--- start ---

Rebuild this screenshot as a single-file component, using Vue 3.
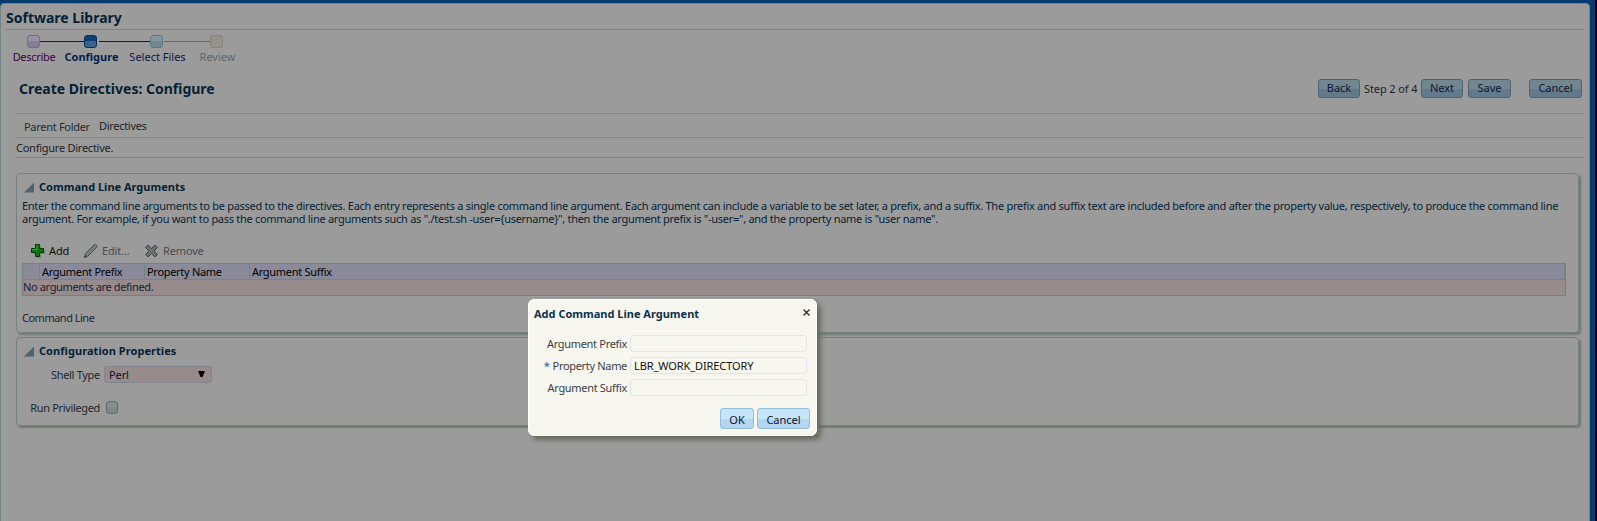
<template>
  <div class="shell">
    <div class="page">
      <h1 class="app-title">Software Library</h1>

      <div class="train">
        <div v-for="s in steps" :key="s.label" class="stop" :class="s.state">
          <i class="node"></i>
          <span>{{ s.label }}</span>
        </div>
      </div>

      <div class="title-row">
        <h2>Create Directives: Configure</h2>
        <div class="nav">
          <button class="btn back">Back</button>
          <span class="step">Step 2 of 4</span>
          <button class="btn next">Next</button>
          <button class="btn save">Save</button>
          <button class="btn cancel">Cancel</button>
        </div>
      </div>

      <div class="folder"><span class="lbl">Parent Folder</span><span>Directives</span></div>
      <div class="hint">Configure Directive.</div>

      <section class="panel args">
        <h3><i class="tri"></i>Command Line Arguments</h3>
        <p class="desc"><span class="first">{{ desc[0] }}</span><br><span>{{ desc[1] }}</span></p>
        <div class="toolbar">
          <span class="tool add">
            <svg width="16" height="16" viewBox="0 0 16 16">
              <path d="M7 3h4v4h4v4h-4v4H7v-4H3V7h4z" fill="#777d77" />
              <path d="M5.500 1.500h4v4h4v4h-4v4h-4v-4h-4v-4h4z" fill="#0a780a" stroke="#053805" />
              <path d="M7 2.500v4H2.500" fill="none" stroke="#4ba04b" />
            </svg>
            Add
          </span>
          <span class="tool edit off">
            <svg width="16" height="16" viewBox="0 0 16 16">
              <path d="M1.500 14.500l1-4 8.500-8.500q1.500-1 2.500 0t0 2.500l-8.500 8.500z" fill="#7b7e7e" stroke="#484b4b" />
              <path d="M1.500 14.500l.7-2.500 1.800 1.800z" fill="#333" />
            </svg>
            Edit...
          </span>
          <span class="tool remove off">
            <svg width="16" height="16" viewBox="0 0 16 16">
              <path d="M4 2l3.500 3.500L11 2l2.500 2.500L10 8l3.500 3.500L11 14l-3.500-3.500L4 14l-2.500-2.500L5 8 1.500 4.500z" fill="#6c7070" stroke="#404343" />
            </svg>
            Remove
          </span>
        </div>
        <div class="table">
          <div class="thead">
            <span></span>
            <span>Argument Prefix</span>
            <span>Property Name</span>
            <span>Argument Suffix</span>
          </div>
          <div class="empty">No arguments are defined.</div>
        </div>
        <div class="cmd">Command Line</div>
      </section>

      <section class="panel config">
        <h3><i class="tri"></i>Configuration Properties</h3>
        <div class="row shell-type">
          <label>Shell Type</label>
          <div class="select">Perl<svg width="7" height="7"><path d="M0 0h7L4.500 6h-2z" /></svg></div>
        </div>
        <div class="row priv">
          <label>Run Privileged</label>
          <i class="check"></i>
        </div>
      </section>
    </div>

    <div class="dialog">
      <header>
        Add Command Line Argument
        <svg width="7" height="7"><path d="M.5.5l6 6m0-6l-6 6" stroke="#222" stroke-width="1.200" /></svg>
      </header>
      <div v-for="f in fields" :key="f.label" class="field">
        <label><em v-if="f.required">*</em>{{ f.label }}</label>
        <div class="input">{{ f.value }}</div>
      </div>
      <footer>
        <button class="btn ok">OK</button>
        <button class="btn cancel">Cancel</button>
      </footer>
    </div>
  </div>
</template>

<script setup>
const steps = [
  { label: 'Describe', state: 'visited' },
  { label: 'Configure', state: 'current' },
  { label: 'Select Files', state: 'upcoming' },
  { label: 'Review', state: 'disabled' }
]
const desc = [
  'Enter the command line arguments to be passed to the directives. Each entry represents a single command line argument. Each argument can include a variable to be set later, a prefix, and a suffix. The prefix and suffix text are included before and after the property value, respectively, to produce the command line',
  'argument. For example, if you want to pass the command line arguments such as "./test.sh -user={username}", then the argument prefix is "-user=", and the property name is "user name".'
]
const fields = [
  { label: 'Argument Prefix', value: '' },
  { label: 'Property Name', value: 'LBR_WORK_DIRECTORY', required: true },
  { label: 'Argument Suffix', value: '' }
]
</script>

<style>
body { margin: 0; background: #000; overflow: hidden; }
</style>

<style scoped>
* { box-sizing: border-box; }
.shell {
  width: 1595px;
  height: 521px;
  padding: 3px 5px 0 0;
  background: #063b6e;
  font: 11px/13px "Noto Sans", sans-serif;
  letter-spacing: -0.3px;
  color: #1c1f24;
  overflow: hidden;
  white-space: nowrap;
}
.page {
  height: 530px;
  padding: 0 5px;
  border: 1px solid #748484;
  border-radius: 4px 4px 0 0;
  background: #9b9b9b;
}
h1, h2, h3, p { margin: 0; color: #061f35; }
h1, h2, h3 { letter-spacing: 0; }
.app-title {
  height: 26px;
  border-bottom: 1px solid #768786;
  font-size: 14px;
  line-height: 28px;
}

/* wizard steps */
.train { display: flex; height: 39px; padding: 5px 0 0 6px; }
.stop { position: relative; display: flex; flex-direction: column; align-items: center; }
.stop span { margin: 2px -2px 0 0; }
.node {
  width: 13px;
  height: 13px;
  border: 1px solid #776791;
  border-radius: 3px;
  background: linear-gradient(#9990a4 45%, #857d95 50%);
}
.visited { width: 42px; color: #440044; }
.current { width: 73px; color: #061e50; font-weight: bold; letter-spacing: 0; }
.upcoming { width: 59px; color: #06194d; letter-spacing: 0; }
.disabled { width: 61px; color: #626469; letter-spacing: 0; }
.current .node { border-color: #06305f; background: linear-gradient(#0b3f74 45%, #3b618d 50%); }
.upcoming .node { border-color: #5d7883; background: linear-gradient(#82969e 45%, #6f8891 50%); }
.disabled .node { border-color: #83837c; background: #93928b; }
.stop:not(.disabled)::after {
  content: "";
  position: absolute;
  top: 6px;
  left: calc(50% + 7px);
  width: 44px;
  height: 1px;
  background: #440044;
}
.stop.current::after { left: calc(50% + 8px); width: 51px; background: #061e50; }
.stop.upcoming::after { width: 47px; background: #5c6875; }

.title-row { display: flex; justify-content: space-between; height: 44px; padding: 10px 2px 0 13px; }
h2 { font-size: 14px; line-height: 20px; }
.nav { display: flex; align-items: flex-start; }
.btn {
  height: 19px;
  padding: 0;
  border: 1px solid #47656e;
  border-radius: 3px;
  background: linear-gradient(#738790 50%, #63798c 55%);
  color: #0d1730;
  font: inherit;
  text-align: center;
}
.nav .btn { padding-bottom: 2px; }
.nav .back, .nav .next { width: 42px; }
.nav .save { width: 43px; margin-left: 5px; }
.nav .cancel { width: 53px; margin-left: 18px; }
.step { width: 61px; padding-left: 4px; line-height: 20px; letter-spacing: -0.1px; }

.folder {
  display: flex;
  height: 25px;
  margin-left: 10px;
  padding: 5px 0 0 8px;
  border: solid #768786;
  border-width: 1px 0;
}
.folder .lbl { width: 75px; padding-top: 1px; color: #262c30; }
.hint {
  height: 20px;
  margin-left: 10px;
  padding-top: 3px;
  border-bottom: 1px solid #768786;
  line-height: 14px;
  letter-spacing: -0.25px;
}

.panel {
  margin: 15px 5px 0 10px;
  padding-left: 5px;
  border: 1px solid #74827f;
  border-radius: 4px;
  box-shadow: 2px 2px 2px #6f7770;
  color: #20262c;
}
.args { height: 160px; }
.config { height: 89px; margin-top: 4px; }
h3 { display: flex; align-items: center; gap: 5px; height: 25px; padding-left: 2px; font-size: 11px; }
.tri {
  width: 10px;
  height: 10px;
  margin-top: 2px;
  background: #50636e;
  clip-path: polygon(100% 0, 100% 100%, 0 100%);
}
.config h3 { letter-spacing: 0.06px; }
.desc { letter-spacing: -0.285px; }
.desc .first { letter-spacing: -0.272px; }
.toolbar { display: flex; height: 38px; padding: 17px 0 0 8px; letter-spacing: -0.15px; }
.tool { display: flex; height: 17px; align-items: center; gap: 3px; color: #101010; }
.add { width: 53px; }
.edit { width: 61px; }
.off { color: #464b50; }

.table { width: 1544px; border: 1px solid #747f86; }
.thead {
  display: grid;
  grid-template-columns: 17px 105px 105px 1fr;
  height: 16px;
  border-bottom: 1px solid #748489;
  background: #8b8a9a;
  color: #000;
}
.thead span { padding-left: 2px; border-right: 1px solid #748489; line-height: 16px; }
.empty { height: 15px; background: #978b8b; color: #152238; line-height: 14px; letter-spacing: -0.36px; }
.cmd { margin-top: 15px; letter-spacing: -0.5px; }

.row { display: flex; align-items: center; gap: 4px; }
.row label { width: 78px; text-align: right; }
.select {
  display: flex;
  align-items: center;
  justify-content: space-between;
  width: 108px;
  height: 17px;
  padding: 0 6px 0 4px;
  border: 1px solid #80848c;
  border-radius: 3px;
  background: #978b8b;
  color: #0a1628;
  letter-spacing: -0.1px;
}
.shell-type { height: 17px; margin-top: 3px; }
.priv { margin-top: 18px; gap: 6px; }
.priv label { letter-spacing: -0.35px; }
.priv .check {
  width: 12px;
  height: 13px;
  border: 1px solid #626b72;
  border-radius: 3px;
  background: linear-gradient(#8a9191, #7c8486);
}

.dialog {
  position: absolute;
  left: 528px;
  top: 299px;
  width: 289px;
  height: 137px;
  padding: 7px 6px 0 5px;
  border: 1px solid #fff;
  border-radius: 6px;
  background: #f8f7ef;
  box-shadow: 4px 4px 5px #676a5e;
  color: #3a3f45;
}
.dialog header {
  display: flex;
  justify-content: space-between;
  height: 28px;
  color: #0b3150;
  font-weight: bold;
  letter-spacing: 0;
}
.dialog header svg { margin-top: 2px; }
.field { display: flex; gap: 3px; height: 22px; padding-right: 3px; justify-content: flex-end; }
.field label { line-height: 17px; text-align: right; letter-spacing: -0.32px; }
.field em { margin-right: 3px; color: #1f5c9c; font-style: normal; }
.input {
  width: 177px;
  height: 17px;
  padding-left: 3px;
  border: 1px solid #e3e3ea;
  border-radius: 3px;
  color: #111;
  line-height: 15px;
  letter-spacing: -0.1px;
}
.dialog footer { display: flex; justify-content: flex-end; gap: 3px; margin-top: 7px; }
.dialog .btn {
  height: 21px;
  border-color: #93bddc;
  background: linear-gradient(#c6e5f8 50%, #b4d6f1 55%);
  line-height: 21px;
}
.ok { width: 34px; }
.dialog .cancel { width: 53px; }
</style>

--- end ---

DO THIS
Pick out the lines that contain "single" and copy them.

REPLY TO THE TASK
Rebuild this screenshot as a single-file component, using Vue 3.
  'Enter the command line arguments to be passed to the directives. Each entry represents a single command line argument. Each argument can include a variable to be set later, a prefix, and a suffix. The prefix and suffix text are included before and after the property value, respectively, to produce the command line',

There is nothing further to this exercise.